*** MATERIAL

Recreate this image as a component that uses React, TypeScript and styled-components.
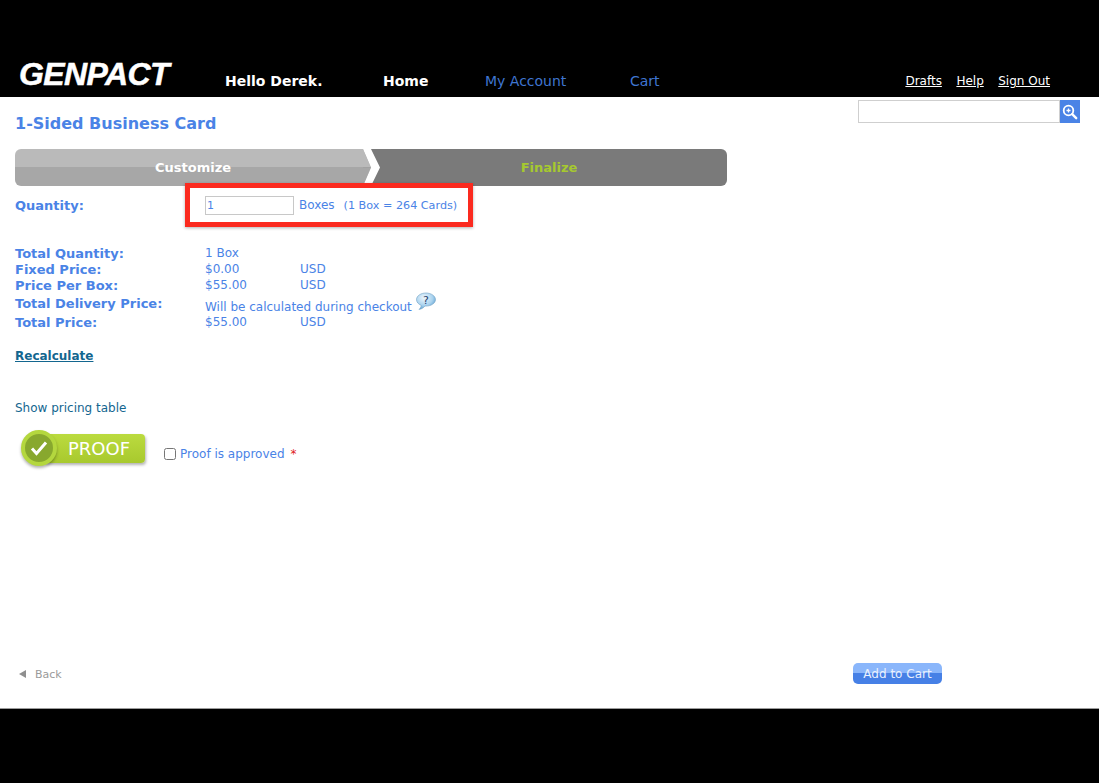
import React from "react";
import styled, { createGlobalStyle } from "styled-components";

const blue = "#4a83e6";
const teal = "#13668f";

const GlobalStyle = createGlobalStyle`
    html, body {
        margin: 0;
        padding: 0;
        background: #000;
    }
    body {
        font-family: "DejaVu Sans", Verdana, sans-serif;
        font-size: 12px;
        color: ${blue};
    }
`;

const priceRows = [
    { label: "Total Quantity:", value: "1 Box" },
    { label: "Fixed Price:", value: "$0.00", unit: "USD" },
    { label: "Price Per Box:", value: "$55.00", unit: "USD" },
];

const App: React.FC = () => {
    return (
        <Page>
            <GlobalStyle />
            <Header>
                <Logo>GENPACT</Logo>
                <Nav>
                    <Greeting>Hello Derek.</Greeting>
                    <NavLink $active $width={102}>Home</NavLink>
                    <NavLink $width={145}>My Account</NavLink>
                    <NavLink>Cart</NavLink>
                </Nav>
                <UtilityNav>
                    <UtilityLink>Drafts</UtilityLink>
                    <UtilityLink>Help</UtilityLink>
                    <UtilityLink>Sign Out</UtilityLink>
                </UtilityNav>
            </Header>
            <Main>
                <Content>
                    <Title>1-Sided Business Card</Title>
                    <Steps>
                        <StepDone>Customize</StepDone>
                        <StepArrow viewBox="0 0 17 37" preserveAspectRatio="none">
                            <polygon points="0,0 8,18.5 0,18.5" fill="#bababa" />
                            <polygon points="0,18.5 8,18.5 0,37" fill="#a7a7a7" />
                            <polygon points="0,0 8,0 17,18.5 8,37 0,37 8,18.5" fill="#fff" />
                        </StepArrow>
                        <StepNext>Finalize</StepNext>
                    </Steps>
                    <QuantityRow>
                        <Label>Quantity:</Label>
                        <QuantityField>
                            <QuantityInput defaultValue="1" />
                            <span>Boxes</span>
                            <QuantityHint>(1 Box = 264 Cards)</QuantityHint>
                        </QuantityField>
                    </QuantityRow>
                    <Prices>
                        {priceRows.map((row) => (
                            <PriceRow key={row.label}>
                                <Label>{row.label}</Label>
                                <PriceValue>{row.value}</PriceValue>
                                <span>{row.unit}</span>
                            </PriceRow>
                        ))}
                        <DeliveryRow>
                            <DeliveryLabel>Total Delivery Price:</DeliveryLabel>
                            <DeliveryValue>Will be calculated during checkout</DeliveryValue>
                            <HelpIcon viewBox="0 0 22 20">
                                <defs>
                                    <radialGradient id="bubble" cx="40%" cy="30%" r="75%">
                                        <stop offset="0" stopColor="#eef7fd" />
                                        <stop offset="0.6" stopColor="#a9d2ee" />
                                        <stop offset="1" stopColor="#4f97cc" />
                                    </radialGradient>
                                </defs>
                                <path d="M11 1C5.8 1 1.500 3.900 1.500 7.600c0 2.500 1.900 4.600 4.700 5.800-.2 1.600-1 3-2.200 4 2.500-.3 4.500-1.500 6-3.400.3 0 .7.100 1 .100 5.200 0 9.500-2.900 9.500-6.500S16.200 1 11 1z" fill="url(#bubble)" stroke="#6f9fc2" strokeWidth="0.6" />
                                <text x="11" y="11.500" textAnchor="middle" fontSize="11" fontWeight="400" fill="#27406b" fontFamily="DejaVu Sans, sans-serif">?</text>
                            </HelpIcon>
                        </DeliveryRow>
                        <PriceRow>
                            <Label>Total Price:</Label>
                            <PriceValue>$55.00</PriceValue>
                            <span>USD</span>
                        </PriceRow>
                    </Prices>
                    <Recalculate>Recalculate</Recalculate>
                    <PricingTable>Show pricing table</PricingTable>
                    <ProofRow>
                        <ProofBadge>
                            <ProofCircle>
                                <svg width="20" height="18" viewBox="0 0 20 18">
                                    <path d="M3 9.500l4.500 5L17 3.500" fill="none" stroke="#fff" strokeWidth="3" />
                                </svg>
                            </ProofCircle>
                            <ProofText>PROOF</ProofText>
                        </ProofBadge>
                        <ProofLabel>
                            <ProofCheck type="checkbox" />
                            Proof is approved<Required>*</Required>
                        </ProofLabel>
                    </ProofRow>
                    <Actions>
                        <BackLink>
                            <BackArrow />
                            Back
                        </BackLink>
                        <AddToCart>Add to Cart</AddToCart>
                    </Actions>
                </Content>
                <SearchBar>
                    <SearchInput />
                    <SearchButton>
                        <svg width="16" height="16" viewBox="0 0 16 16">
                            <circle cx="6.500" cy="6.500" r="4.800" fill="none" stroke="#fff" strokeWidth="1.800" />
                            <path d="M4.500 6.500h4M6.500 4.500v4" stroke="#fff" strokeWidth="1.300" />
                            <path d="M10.200 10.200l4 4" stroke="#fff" strokeWidth="2.400" strokeLinecap="round" />
                        </svg>
                    </SearchButton>
                </SearchBar>
            </Main>
            <Footer />
        </Page>
    );
};

const Page = styled.div`
    display: flex;
    flex-direction: column;
    width: 1099px;
    height: 783px;
    overflow: hidden;
    background: #000;
`;

const Header = styled.header`
    display: flex;
    align-items: flex-end;
    height: 97px;
    flex-shrink: 0;
    background: #000;
    color: #fff;
`;

const Logo = styled.div`
    width: 225px;
    padding: 0 0 6px 19px;
    box-sizing: border-box;
    font-family: "Liberation Sans", Arial, sans-serif;
    font-size: 32px;
    line-height: 34px;
    font-weight: 700;
    font-style: italic;
    letter-spacing: -0.6px;
    -webkit-text-stroke: 0.5px #fff;
`;

const Nav = styled.nav`
    display: flex;
    flex: 1;
    padding-bottom: 7px;
    font-size: 14px;
    line-height: 18px;
`;

const Greeting = styled.span`
    width: 158px;
    font-weight: 700;
`;

const NavLink = styled.a<{ $active?: boolean; $width?: number }>`
    width: ${(props) => (props.$width ? `${props.$width}px` : "auto")};
    font-weight: ${(props) => (props.$active ? 700 : 400)};
    color: ${(props) => (props.$active ? "#fff" : "#3f75d1")};
`;

const UtilityNav = styled.div`
    display: flex;
    gap: 14.500px;
    padding: 0 49px 8px 0;
    line-height: 16px;
`;

const UtilityLink = styled.a`
    color: #fff;
    text-decoration: underline;
`;

const Main = styled.main`
    display: grid;
    grid-template-columns: 1fr;
    height: 611px;
    flex-shrink: 0;
    background: #fff;
`;

const Content = styled.div`
    grid-area: 1 / 1;
    display: flex;
    flex-direction: column;
    width: 942px;
    padding-left: 15px;
    box-sizing: border-box;
`;

const Title = styled.h1`
    margin: 17px 0 15px;
    font-size: 16px;
    line-height: 20px;
    font-weight: 700;
    color: ${blue};
`;

const Steps = styled.div`
    display: flex;
    width: 712px;
    height: 37px;
    flex-shrink: 0;
    font-size: 13px;
    line-height: 37px;
    font-weight: 700;
    text-align: center;
`;

const StepDone = styled.div`
    width: 348px;
    padding-left: 8px;
    box-sizing: border-box;
    border-radius: 6px 0 0 6px;
    background: linear-gradient(#bababa 0 50%, #a7a7a7 50% 100%);
    color: #fff;
`;

const StepArrow = styled.svg`
    display: block;
    width: 17px;
    height: 37px;
    flex-shrink: 0;
    background: #7a7a7a;
`;

const StepNext = styled.div`
    flex: 1;
    padding-right: 9px;
    border-radius: 0 6px 6px 0;
    background: #7a7a7a;
    color: #a6c92f;
`;

const QuantityRow = styled.div`
    display: flex;
    align-items: center;
    height: 38px;
    flex-shrink: 0;
`;

const Label = styled.span`
    width: 190px;
    flex-shrink: 0;
    font-size: 13px;
    font-weight: 700;
    color: ${blue};
`;

const QuantityField = styled.div`
    position: relative;
    display: flex;
    align-items: center;
    font-size: 12px;

    &::after {
        content: "";
        position: absolute;
        left: -20px;
        top: -13px;
        width: 278px;
        height: 34px;
        border: 5px solid #fb2a1f;
        box-shadow: 0 1px 3px rgba(0, 0, 0, 0.3);
        pointer-events: none;
    }
`;

const QuantityInput = styled.input`
    width: 85px;
    height: 17px;
    margin: 0 5px 0 0;
    padding: 0 1px;
    border: 1px solid #c8c8c8;
    outline: none;
    font-family: inherit;
    font-size: 11px;
    color: ${blue};
`;

const QuantityHint = styled.span`
    margin-left: 9px;
    font-size: 11.200px;
`;

const Prices = styled.div`
    display: flex;
    flex-direction: column;
    margin-top: 21px;
`;

const PriceRow = styled.div`
    display: flex;
    align-items: center;
    height: 16px;
`;

const PriceValue = styled.span`
    width: 95px;
`;

const DeliveryRow = styled.div`
    display: flex;
    height: 21px;
    align-items: flex-start;
`;

const DeliveryLabel = styled(Label)`
    margin-top: 3px;
`;

const DeliveryValue = styled.span`
    margin-top: 7px;
`;

const HelpIcon = styled.svg`
    width: 22px;
    height: 20px;
    margin: -1px 0 0 3px;
`;

const Recalculate = styled.a`
    margin-top: 18px;
    font-size: 12px;
    line-height: 16px;
    font-weight: 700;
    color: ${teal};
    text-decoration: underline;
`;

const PricingTable = styled.a`
    margin-top: 36px;
    line-height: 16px;
    color: ${teal};
`;

const ProofRow = styled.div`
    display: flex;
    align-items: center;
    margin-top: 13px;
    padding-left: 6px;
`;

const ProofBadge = styled.div`
    display: flex;
    align-items: center;
    width: 124px;
    margin-right: 1px;
    height: 38px;
    flex-shrink: 0;
`;

const ProofCircle = styled.div`
    display: flex;
    align-items: center;
    justify-content: center;
    width: 28px;
    height: 28px;
    flex-shrink: 0;
    border: 4px solid #b4d73e;
    border-radius: 50%;
    background: #88a82e;
    box-shadow: 0 2px 3px rgba(0, 0, 0, 0.3);
    z-index: 1;
`;

const ProofText = styled.div`
    flex: 1;
    height: 29px;
    margin-left: -12px;
    padding-left: 23px;
    border-radius: 0 4px 4px 0;
    background: linear-gradient(#bbdb3f, #a8c92e);
    box-shadow: 1px 2px 3px rgba(0, 0, 0, 0.3);
    font-size: 18px;
    line-height: 29px;
    color: #fff;
`;

const ProofLabel = styled.label`
    display: flex;
    align-items: center;
    margin: 12px 0 0 18px;
    white-space: pre;
`;

const ProofCheck = styled.input`
    width: 12px;
    height: 12px;
    margin: 0 4px 0 0;
`;

const Required = styled.span`
    margin-left: 6px;
    color: #e02020;
`;

const Actions = styled.div`
    display: flex;
    justify-content: space-between;
    align-items: center;
    margin-top: auto;
    margin-bottom: 24px;
`;

const BackLink = styled.a`
    display: flex;
    align-items: center;
    gap: 9px;
    margin: 1px 0 0 4px;
    font-size: 11px;
    color: #9a9a9a;
`;

const BackArrow = styled.span`
    width: 0;
    height: 0;
    border-top: 4px solid transparent;
    border-bottom: 4px solid transparent;
    border-right: 7px solid #8f8f8f;
`;

const AddToCart = styled.button`
    width: 89px;
    height: 21px;
    padding: 0;
    border: none;
    border-radius: 5px;
    background: linear-gradient(#8ab6fb 0 50%, #4680e6 50% 100%);
    font-family: inherit;
    font-size: 12px;
    color: #eaf1fd;
`;

const SearchBar = styled.div`
    grid-area: 1 / 1;
    justify-self: end;
    align-self: start;
    display: flex;
    margin: 3px 19px 0 0;
`;

const SearchInput = styled.input`
    width: 200px;
    height: 21px;
    padding: 0;
    border: 1px solid #cfcfcf;
    outline: none;
`;

const SearchButton = styled.button`
    display: flex;
    align-items: center;
    justify-content: center;
    width: 20px;
    height: 23px;
    padding: 0;
    border: none;
    background: ${blue};
`;

const Footer = styled.footer`
    flex: 1;
    border-top: 1px solid #9c9c9c;
    background: #000;
`;

export default App;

******

◆ **PROBLEM DESCRIPTION**
Which lines of the material contain the string "components"? List each of them.

◆ **ANSWER TO THIS EXERCISE**
Recreate this image as a component that uses React, TypeScript and styled-components.
import styled, { createGlobalStyle } from "styled-components";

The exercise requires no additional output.